New analysis tool boosts AF’s wartime mission

  • Published
  • By Richard Salomon
  • Air Force Personnel Center
The Air Force has developed a new tool for personnelists and functional area managers that provides a complete and accurate accounting of deployment assets.

For the first time, FAMs at the Air Force headquarters and major command level can look at their Air Force Specialty Codes and make accurate projections of their manpower data.

"This tool allows the commander to measure the warfighting impact from PBD 720 authorization cuts and force shaping 'people' reductions," said Maj. Gen. Anthony Przybyslawski, Air Force Personnel Center commander and co-chair of the Air and Space Expeditionary Forces Steering Group. "Today, there are UTCs on the books that have vacancies which will never be filled. It's a matter of balancing our capabilities checkbook."

In the past, FAMs had to work multiple variations of positions and authorizations to meet unit type code requirements. The new posturing analysis tool cuts the process down from weeks to days.
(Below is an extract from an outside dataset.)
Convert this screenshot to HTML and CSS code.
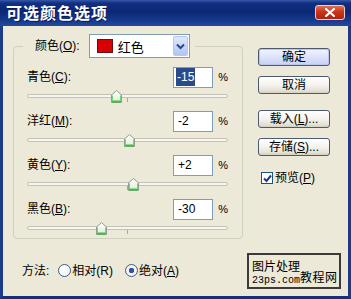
FILE: index.html
```html
<!DOCTYPE html>
<html>
<head>
<meta charset="utf-8">
<link rel="stylesheet" href="styles.css">
</head>
<body>
<div class="window">
  <div class="titlebar">
    <span class="title">可选颜色选项</span>
    <span class="close"><svg width="10" height="9" viewBox="0 0 10 9"><path d="M1 1 L9 8 M9 1 L1 8" stroke="#fff" stroke-width="2.2" stroke-linecap="square"/></svg></span>
  </div>
  <div class="content">
    <div class="main">
      <fieldset class="group">
        <legend class="legend">
          <span class="lbl">颜色(<u>O</u>):</span>
          <span class="combo">
            <span class="swatch"></span>
            <span class="combo-text">红色</span>
            <span class="combo-btn"><svg width="9" height="7" viewBox="0 0 9 7"><path d="M1 1.5 L4.5 5 L8 1.5" fill="none" stroke="#2a4790" stroke-width="2"/></svg></span>
          </span>
        </legend>

        <div class="row">
          <span class="lbl grow">青色(<u>C</u>):</span>
          <span class="input"><span class="sel">-15</span></span>
          <span class="pct">%</span>
        </div>
        <div class="slider">
          <div class="track"></div><div class="tick"></div>
          <svg class="thumb" style="left:84px" width="11" height="13" viewBox="0 0 11 13"><use href="#thumb"/></svg>
        </div>

        <div class="row">
          <span class="lbl grow">洋红(<u>M</u>):</span>
          <span class="input">-2</span>
          <span class="pct">%</span>
        </div>
        <div class="slider">
          <div class="track"></div><div class="tick"></div>
          <svg class="thumb" style="left:97px" width="11" height="13" viewBox="0 0 11 13"><use href="#thumb"/></svg>
        </div>

        <div class="row">
          <span class="lbl grow">黄色(<u>Y</u>):</span>
          <span class="input">+2</span>
          <span class="pct">%</span>
        </div>
        <div class="slider">
          <div class="track"></div><div class="tick"></div>
          <svg class="thumb" style="left:101px" width="11" height="13" viewBox="0 0 11 13"><use href="#thumb"/></svg>
        </div>

        <div class="row">
          <span class="lbl grow">黑色(<u>B</u>):</span>
          <span class="input">-30</span>
          <span class="pct">%</span>
        </div>
        <div class="slider">
          <div class="track"></div><div class="tick"></div>
          <svg class="thumb" style="left:69px" width="11" height="13" viewBox="0 0 11 13"><use href="#thumb"/></svg>
        </div>
      </fieldset>

      <div class="buttons">
        <span class="btn default">确定</span>
        <span class="btn">取消</span>
        <span class="btn gap">载入(<u>L</u>)...</span>
        <span class="btn">存储(<u>S</u>)...</span>
        <span class="check-row">
          <span class="checkbox"><svg width="9" height="9" viewBox="0 0 9 9"><path d="M1 4.5 L3.5 7 L8 1.5" fill="none" stroke="#21398c" stroke-width="2"/></svg></span>
          <span class="lbl">预览(<u>P</u>)</span>
        </span>
      </div>
    </div>

    <div class="footer">
      <div class="method">
        <span class="lbl">方法:</span>
        <span class="radio"></span><span class="lbl rlabel">相对(R)</span>
        <span class="radio on"></span><span class="lbl">绝对(<u>A</u>)</span>
      </div>
      <div class="watermark">
        <div class="wm-left">
          <span class="wm-cn">图片处理</span>
          <span class="wm-url">23ps.com</span>
        </div>
        <span class="wm-big">教程网</span>
      </div>
    </div>
  </div>
</div>
<svg width="0" height="0" class="defs">
  <defs>
    <linearGradient id="tg" x1="0" y1="0" x2="0" y2="1">
      <stop offset="0" stop-color="#ffffff"/>
      <stop offset="1" stop-color="#e2ecd9"/>
    </linearGradient>
    <g id="thumb">
      <polygon points="0.5,5 5.5,0.5 10.5,5 10.5,12.5 0.5,12.5" fill="url(#tg)" stroke="#8aa08a"/>
      <rect x="1" y="10.5" width="9" height="2" fill="#3fbf3f"/>
      <rect x="1" y="5.5" width="1" height="5" fill="#7ccf7c"/>
      <rect x="9" y="5.5" width="1" height="5" fill="#7ccf7c"/>
    </g>
  </defs>
</svg>
</body>
</html>
```

FILE: styles.css
```css
html, body {
  margin: 0;
  padding: 0;
}
body {
  width: 351px;
  height: 299px;
  overflow: hidden;
  font-family: "Liberation Sans", "Noto Sans CJK SC", sans-serif;
  font-size: 12px;
  color: #000;
}
.defs {
  position: absolute;
}
.window {
  width: 351px;
  height: 299px;
  box-sizing: border-box;
  background: #ece9d8;
  border-left: 3px solid #1b3a8a;
  border-right: 3px solid #1b3a8a;
  border-bottom: 3px solid #12307c;
  display: flex;
  flex-direction: column;
}
.titlebar {
  height: 26px;
  margin: 0 -3px;
  flex: none;
  display: flex;
  align-items: center;
  justify-content: space-between;
  padding: 0 6px 0 6px;
  background: linear-gradient(to bottom, #3558a8 0%, #122f80 12%, #0b2876 45%, #15378a 75%, #24489e 100%);
}
.title {
  color: #fff;
  font-family: "Noto Sans CJK SC", sans-serif;
  font-weight: 700;
  font-size: 16px;
  letter-spacing: 1px;
  line-height: 16px;
  margin-top: -3px;
  text-shadow: 1px 1px 0 #0a1a50;
}
.close {
  width: 30px;
  height: 15px;
  box-sizing: border-box;
  border: 1px solid #e8d0d0;
  border-radius: 3px;
  background: linear-gradient(to bottom, #e2704f 0%, #c8351a 45%, #b0220c 100%);
  display: flex;
  align-items: center;
  justify-content: center;
  margin-top: -2px;
}
.content {
  flex: 1;
  display: flex;
  flex-direction: column;
}
.main {
  display: flex;
  padding-left: 10px;
}
.group {
  margin: 8px 0 0 0;
  width: 230px;
  box-sizing: border-box;
  border: 1px solid #d0d0bf;
  border-radius: 4px;
  padding: 8px 14px 2px 13px;
  min-width: 0;
}
.legend {
  display: flex;
  align-items: center;
  padding: 0 5px 0 12px;
  margin-left: -4px;
}
.lbl {
  white-space: nowrap;
  line-height: 14px;
}
.lbl u {
  text-decoration: underline;
  text-underline-offset: 1px;
}
.combo {
  margin-left: 9px;
  width: 101px;
  height: 24px;
  box-sizing: border-box;
  border: 1px solid #7f9db9;
  background: #fff;
  display: flex;
  align-items: center;
  padding-left: 7px;
}
.swatch {
  width: 16px;
  height: 14px;
  box-sizing: border-box;
  background: #d80000;
  border: 1px solid #6a1010;
}
.combo-text {
  margin-left: 5px;
  flex: 1;
  font-family: "Noto Sans CJK SC", sans-serif;
  font-size: 13px;
}
.combo-btn {
  width: 15px;
  height: 20px;
  margin-right: 1px;
  box-sizing: border-box;
  border: 1px solid #b4c8f0;
  border-radius: 2px;
  background: linear-gradient(to bottom, #dfe9fd 0%, #c2d3f7 60%, #b1c6f4 100%);
  display: flex;
  align-items: center;
  justify-content: center;
}
.row {
  display: flex;
  align-items: center;
  height: 22px;
}
.row + .slider + .row {
  margin-top: 6px;
}
.grow {
  flex: 1;
}
.input {
  width: 40px;
  height: 21px;
  box-sizing: border-box;
  border: 1px solid #7f9db9;
  background: #fff;
  display: flex;
  align-items: center;
  padding-left: 4px;
  font-size: 12px;
}
.sel {
  background: #2b4a8e;
  color: #fff;
  margin-left: -2px;
  padding: 2px 1px 2px 1px;
  line-height: 14px;
}
.pct {
  width: 15px;
  text-align: right;
  font-size: 11px;
}
.slider {
  position: relative;
  height: 14px;
  margin-top: 2px;
}
.track {
  position: absolute;
  left: 0;
  top: 4px;
  width: 201px;
  height: 4px;
  box-sizing: border-box;
  border: 1px solid #c4c2b4;
  border-radius: 2px;
  background: #f6f5f0;
}
.tick {
  position: absolute;
  left: 100px;
  top: 8px;
  width: 1px;
  height: 4px;
  background: #a8a79c;
}
.thumb {
  position: absolute;
  top: 0;
}
.buttons {
  margin-left: 15px;
  padding-top: 22px;
  display: flex;
  flex-direction: column;
  align-items: flex-start;
}
.btn {
  width: 72px;
  height: 18px;
  box-sizing: border-box;
  border: 1px solid #4b5a6e;
  border-radius: 3px;
  background: linear-gradient(to bottom, #ffffff 0%, #f4f3ee 50%, #e3e1d6 85%, #d2cfc2 100%);
  display: flex;
  align-items: center;
  justify-content: center;
  white-space: nowrap;
  line-height: 14px;
  margin-bottom: 10px;
}
.btn.default {
  background: linear-gradient(to bottom, #f2f4ff 0%, #dde3fb 50%, #c8d0f4 100%);
  box-shadow: inset 0 0 0 1px #b9c6f0;
}
.btn.gap {
  margin-top: 6px;
}
.check-row {
  display: flex;
  align-items: center;
  margin-top: 5px;
  margin-left: 3px;
}
.checkbox {
  width: 12px;
  height: 12px;
  box-sizing: border-box;
  border: 1px solid #1c5180;
  background: #fff;
  display: flex;
  align-items: center;
  justify-content: center;
  margin-right: 2px;
}
.footer {
  flex: 1;
  display: flex;
  align-items: center;
  justify-content: space-between;
  padding: 13px 7px 7px 19px;
}
.method {
  display: flex;
  align-items: center;
}
.radio {
  width: 13px;
  height: 13px;
  box-sizing: border-box;
  border: 1px solid #3a5f8c;
  border-radius: 50%;
  background: radial-gradient(circle at 35% 35%, #ffffff 0%, #f1efe6 100%);
  margin: 0 1px 0 9px;
}
.radio.on {
  background: radial-gradient(circle, #2f52a8 0 2.5px, #f4f3ee 3px);
}
.rlabel {
  margin-right: 3px;
}
.watermark {
  width: 94px;
  height: 36px;
  box-sizing: border-box;
  border: 2px solid #3a3a3a;
  display: flex;
  align-items: flex-end;
  padding: 1px 1px 1px 3px;
  white-space: nowrap;
}
.wm-left {
  display: flex;
  flex-direction: column;
  gap: 3px;
  flex: none;
}
.wm-cn {
  font-family: "Noto Sans CJK SC", sans-serif;
  font-size: 12px;
  line-height: 13px;
}
.wm-url {
  font-family: "Liberation Mono", monospace;
  font-size: 10px;
  line-height: 11px;
}
.wm-big {
  flex: none;
  font-family: "Noto Sans CJK SC", sans-serif;
  font-size: 12px;
  line-height: 18px;
  letter-spacing: 0.5px;
}
```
"Instead of looking at different information from different sources, this tool puts everyone on the same page," said James Veatch, a manpower readiness programmer at the Air Force Manpower Agency whose team helped develop the new system. "With this tool in hand, we have at our fingertips all the information we need to accurately align our posturing data with what we have authorized."

Ken Moyer, who serves as a liaison for AFPC's Directorate of Air Expeditionary Force Operations to Air Combat Command, said, "In the past, there was really no way to consistently say that all our posturing data was correct. Now, with the new tool, we can accurately show our AEF assets and present them to the warfighter."

The new posturing analysis tool, which operates on a Microsoft Access platform using a Microsoft Visual Basic application, takes posturing data from Deliberate Crisis Action Planning and Execution Segments and matches it to unit manpower document authorizations pulled out of the Manpower Programming and Execution System.

The tool, which is "owned" by AFMA, was developed as a team effort between Manpower, Organization and Resources' Requirements Division, AFMA, the AEF Steering Group and the Air Force Audit Agency. Although the tool's original purpose was to assist AFAA with an AEF audit, its Air Force-wide potential was quickly realized.

"After we tweaked it and senior leaders saw its potential for the AEF, it went from the testing to the training phase pretty quickly," said Mr. Veatch. "And, once we showed it to the folks out in the field, they wanted to keep a copy right then and there. They didn't want to wait until it was officially released."

That wait, however, is over. Authorized individuals can now download the necessary files from a folder at the Air Force Functional Area Manager's Community of Practice.

"Although this new tool is practical and easy to use, its implementation is going to require some effort from the FAMs," said Mr. Moyer. "With it, however, the Air Force's readiness mission just got a whole lot stronger."